All admirable, I suppose, but, well, boring. They really have nothing to talk about but school and children. These are women who have graduate degrees. Many of them had careers, put the same kind of slavish devotion into their pre-kid careers that they now put into their children. To be frank, I wonder what their motives are. Do they really enjoy this lifestyle? Are they just as happy to type up the classroom newsletter as they would be to doing something for themselves? Some of them probably do. And bully for them.
I do wonder, however, what happens when their kids hit 12 and 13. At 10 my son would rather I took a backseat in his life. I know I would have died with embarrassment if my mom hung around the school when I was in junior high. Children grow up as they should and lead their own lives. Of course Kirwan-Taylor could be right and we will have a generation of spoiled, pampered, over-indulged young adults who can’t function without their mommy’s assistance.
Tuesday, August 01, 2006
If any of you have cable or satellite and have small children, you probably are familiar with the new PBS station Sprout. This station contains programming for the under five set with all sorts of annoying shows like Dragon Tales and Angelina Ballerina. They are also the home of Thomas and friends, Sagwa, and my own personal hell, Caillou.

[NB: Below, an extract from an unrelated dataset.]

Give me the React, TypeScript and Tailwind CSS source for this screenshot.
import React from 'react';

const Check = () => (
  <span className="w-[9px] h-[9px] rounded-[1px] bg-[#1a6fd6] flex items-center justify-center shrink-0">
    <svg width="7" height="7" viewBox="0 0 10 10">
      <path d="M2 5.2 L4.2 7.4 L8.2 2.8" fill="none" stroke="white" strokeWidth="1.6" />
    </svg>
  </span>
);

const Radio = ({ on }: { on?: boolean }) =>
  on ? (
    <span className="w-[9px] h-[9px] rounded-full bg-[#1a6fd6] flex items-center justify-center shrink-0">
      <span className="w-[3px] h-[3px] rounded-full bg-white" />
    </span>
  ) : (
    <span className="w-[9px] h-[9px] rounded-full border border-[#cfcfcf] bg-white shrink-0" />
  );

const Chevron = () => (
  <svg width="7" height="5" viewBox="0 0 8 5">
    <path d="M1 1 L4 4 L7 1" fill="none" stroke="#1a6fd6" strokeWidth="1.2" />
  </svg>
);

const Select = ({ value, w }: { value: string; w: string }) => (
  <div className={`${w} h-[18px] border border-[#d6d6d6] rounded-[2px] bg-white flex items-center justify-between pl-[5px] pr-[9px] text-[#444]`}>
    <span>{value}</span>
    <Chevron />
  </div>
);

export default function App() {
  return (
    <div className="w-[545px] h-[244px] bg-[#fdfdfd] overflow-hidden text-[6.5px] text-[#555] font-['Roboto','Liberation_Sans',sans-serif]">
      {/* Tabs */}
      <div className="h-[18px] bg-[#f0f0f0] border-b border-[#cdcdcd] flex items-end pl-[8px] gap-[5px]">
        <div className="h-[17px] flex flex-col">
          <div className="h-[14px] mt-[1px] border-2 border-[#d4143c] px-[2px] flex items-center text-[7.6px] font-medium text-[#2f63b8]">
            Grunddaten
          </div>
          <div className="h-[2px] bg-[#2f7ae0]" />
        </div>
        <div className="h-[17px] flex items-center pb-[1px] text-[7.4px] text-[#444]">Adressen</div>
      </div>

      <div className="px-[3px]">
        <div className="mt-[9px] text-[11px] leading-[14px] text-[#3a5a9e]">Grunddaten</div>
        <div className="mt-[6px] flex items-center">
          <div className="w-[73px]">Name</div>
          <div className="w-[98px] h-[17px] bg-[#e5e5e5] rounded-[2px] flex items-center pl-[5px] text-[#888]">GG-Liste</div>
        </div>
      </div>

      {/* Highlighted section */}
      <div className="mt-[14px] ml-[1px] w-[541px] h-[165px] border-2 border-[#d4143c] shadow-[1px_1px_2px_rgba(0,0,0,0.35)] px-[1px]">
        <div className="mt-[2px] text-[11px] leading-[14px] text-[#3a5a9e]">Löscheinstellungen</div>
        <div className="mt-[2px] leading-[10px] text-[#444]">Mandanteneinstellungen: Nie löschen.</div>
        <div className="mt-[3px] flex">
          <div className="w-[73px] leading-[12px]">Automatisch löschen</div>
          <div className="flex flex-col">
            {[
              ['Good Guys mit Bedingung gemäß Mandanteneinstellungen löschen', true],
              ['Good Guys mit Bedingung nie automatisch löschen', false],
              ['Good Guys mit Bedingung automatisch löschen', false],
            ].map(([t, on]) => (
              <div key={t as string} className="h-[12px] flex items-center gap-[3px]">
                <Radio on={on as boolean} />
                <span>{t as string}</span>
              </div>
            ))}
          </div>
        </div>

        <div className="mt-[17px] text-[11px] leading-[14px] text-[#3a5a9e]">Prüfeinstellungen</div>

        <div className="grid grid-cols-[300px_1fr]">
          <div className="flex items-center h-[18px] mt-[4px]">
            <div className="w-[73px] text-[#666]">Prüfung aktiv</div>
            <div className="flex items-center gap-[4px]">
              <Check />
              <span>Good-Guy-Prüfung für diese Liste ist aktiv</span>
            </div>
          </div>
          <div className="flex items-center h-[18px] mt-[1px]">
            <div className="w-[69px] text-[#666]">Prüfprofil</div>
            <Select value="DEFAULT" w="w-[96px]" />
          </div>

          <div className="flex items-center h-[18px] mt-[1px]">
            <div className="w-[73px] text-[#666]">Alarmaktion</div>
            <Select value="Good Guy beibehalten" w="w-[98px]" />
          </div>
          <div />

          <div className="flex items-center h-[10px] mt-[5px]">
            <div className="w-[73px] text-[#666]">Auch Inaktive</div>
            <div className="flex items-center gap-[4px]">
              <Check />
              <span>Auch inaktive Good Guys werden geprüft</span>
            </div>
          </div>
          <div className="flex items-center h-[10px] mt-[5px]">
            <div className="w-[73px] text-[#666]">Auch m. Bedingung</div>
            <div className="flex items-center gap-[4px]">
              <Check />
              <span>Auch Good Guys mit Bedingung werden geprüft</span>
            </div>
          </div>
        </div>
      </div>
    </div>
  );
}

At night they have something called “The Goodnight Show” with this preternaturally perky hostess named Melanie. She introduces the cartoons, does a craft, dances, tells stories and generally entertains toddlers before they go to bed. For me, watching her is like hearing nails on a chalkboard. However, my kids like her and I guess that’s what’s important.
Earlier in July she told PBS that some videos of her were circulating on the Internet. They immediately fired her and took the show off the air. When I heard, I thought it must have been hardcore porno. What horrible thing was in her past which made PBS dump her so quickly? Turns out she was in two PSA spoofs seven years ago. The 37 second videos were making fun of the abstinence campaign. They were not pornographic and in fact the language wasn’t particularly rough. I believe it was for a site called www.technicalvirgins.com which no longer exists. I haven’t seen them but I hear they aren’t any worse than a skit you would see on “Saturday Night Live.”
Talk about overkill.
“PBS KIDS Sprout has determined that the dialogue in this video is inappropriate for her role as a preschool program host and may undermine her character’s credibility with our audience.”

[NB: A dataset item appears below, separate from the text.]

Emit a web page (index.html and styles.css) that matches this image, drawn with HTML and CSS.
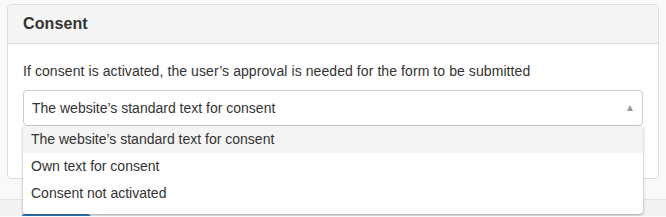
FILE: index.html
```html
<!DOCTYPE html>
<html lang="en">
<head>
  <meta charset="UTF-8" />
  <title>Consent</title>
  <link rel="stylesheet" href="styles.css">
</head>
<body>
  <div class="page">
    <div class="panel">
      <div class="panel-heading">Consent</div>
      <div class="panel-body">
        <p>If consent is activated, the user’s approval is needed for the form to be submitted</p>
        <div class="select-wrap">
          <div class="select">
            <span>The website’s standard text for consent</span>
            <span class="arrow"></span>
          </div>
          <ul class="dropdown">
            <li class="active">The website’s standard text for consent</li>
            <li>Own text for consent</li>
            <li>Consent not activated</li>
          </ul>
        </div>
      </div>
    </div>
  </div>
  <div class="footer">
    <button class="btn" aria-label="Save"></button>
  </div>
</body>
</html>
```

FILE: styles.css
```css
body {
  margin: 0;
  background: #f9f9f9;
  font-family: "Liberation Sans", Arial, sans-serif;
  font-size: 14px;
  color: #333;
  overflow: hidden;
}

.page {
  padding: 4px 7px 0;
  height: 199px;
  box-sizing: border-box;
  position: relative;
  z-index: 1;
}

.panel {
  width: 652px;
  background: #fff;
  border: 1px solid #ddd;
  border-radius: 4px;
  box-sizing: border-box;
}

.panel-heading {
  height: 38px;
  line-height: 38px;
  padding: 0 15px;
  background: #f5f5f5;
  border-bottom: 1px solid #ddd;
  border-radius: 4px 4px 0 0;
  font-size: 16px;
  font-weight: bold;
  letter-spacing: 0.1px;
}

.panel-body {
  padding: 17px 15px 0;
  height: 134px;
  box-sizing: border-box;
}

.panel-body p {
  margin: 0 0 9px;
  line-height: 20px;
  letter-spacing: 0.08px;
}

.select-wrap {
  position: relative;
}

.select {
  height: 34px;
  padding: 0 8px;
  border: 1px solid #ccc;
  border-radius: 4px;
  display: flex;
  align-items: center;
  justify-content: space-between;
}

.arrow {
  width: 0;
  height: 0;
  border-left: 3.5px solid transparent;
  border-right: 3.5px solid transparent;
  border-bottom: 6px solid #999;
  margin-right: 1px;
}

.dropdown {
  position: absolute;
  top: 36px;
  left: 0;
  right: 0;
  margin: 0;
  padding: 0 0 7px;
  list-style: none;
  background: #fff;
  border-radius: 0 0 4px 4px;
  box-shadow: 0 1px 3px rgba(0, 0, 0, 0.35);
}

.dropdown li {
  height: 27px;
  line-height: 27px;
  padding: 0 8px;
}

.dropdown li.active {
  background: #f4f4f4;
}

.footer {
  border-top: 1px solid #e3e3e3;
  background: #f2f2f2;
  height: 17px;
  padding: 14px 21px 0;
  box-sizing: border-box;
  overflow: hidden;
}

.btn {
  display: block;
  width: 70px;
  height: 34px;
  border: none;
  border-radius: 4px;
  background: #337ab7;
}
```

This is what PBS offered as explanation. Umm…How in the world does this affect my three year old? My kid is pretty savvy, she plays computer games, but last time I checked, she didn’t really know her way around a search engine and I doubt she can spell Melanie’s name. I doubt some silly video the woman did 7 years ago is going to have any impact at all on my daughter.
What is PBS teaching our kids? Geez, Caillou sets the dog on fire and sells his sister to a traveling band of gypsies, confesses, and the show ends in a group hug. Angelina accidentally sets a cat loose on the village and it eats Miss Lily, but she acknowledges her mistake and she is forgiven. Well, maybe not, but the characters in the shows broadcast on Sprout make mistakes all the time, learning a valuable lesson and also learning they can be forgiven. PBS’ actions are certainly contrary to the programming they show.
The outrage has been pretty universal among parents. As I understand it, the Sprouts headquarters has had to set up another phone line just to field the calls on this topic alone. Letter-writing campaigns are in the work as well as petitions. I doubt PBS will listen, knowing people will most likely let the controversy die down and move on as usual, but I can’t help but be bothered by the network’s faux-morality on this issue. And what does it teach our kids?